= Geological Conservation Review =

Database of UK geological and geomorphological heritage

The Geological Conservation Review (GCR) is produced by the UK's Joint Nature Conservation Committee. It is designed to identify those sites of national and international importance needed to show all the key scientific elements of the geological and geomorphological features of Britain. These sites display sediments, rocks, minerals, fossils, and features of the landscape that make a special contribution to an understanding and appreciation of Earth science and the geological history of Britain, which stretches back more than three billion years. The intention of the project, which was devised in 1974 by George Black and William Wimbledon working for the Governmental advisory agency, the Nature Conservancy Council (NCC), was activated in 1977. It aimed to provide the scientific rationale and information base for the conservation of geological SSSIs (Sites of Special Scientific Interest, protected under British law (latterly the Wildlife and Countryside Act 1981, as amended 1995). The NCC and country conservation agencies were established in 1990 when JNCC became established (Environmental Protection Act 1990) and took over responsibility for managing the GCR site assessment process, and publishing accounts of accepted sites.

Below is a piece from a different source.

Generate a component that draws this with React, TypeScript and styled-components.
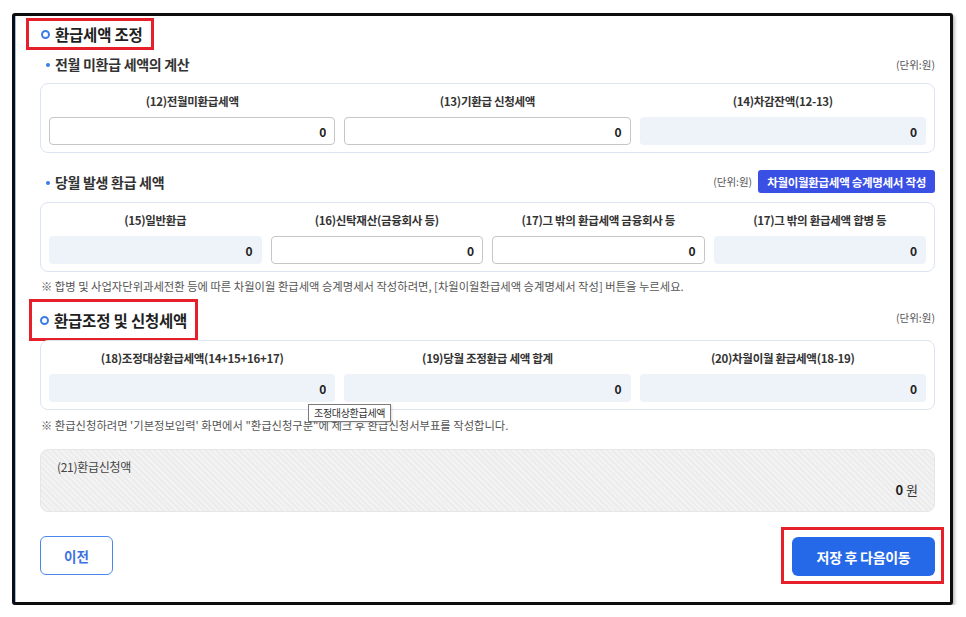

By 2000, over 3000 localities had been identified as qualifying for GCR standard (SSSI standard). NCC and later JNCC, have published detailed site descriptions of the GCR localities. For part of the GCR Series of books, commercial publishers were involved, principally Chapman & Hall. As of 2010, 36 of the planned 45 volumes had been published, with volumes 15 to 36 published by JNCC directly, and available for sale through the Natural History Book Service, Totnes.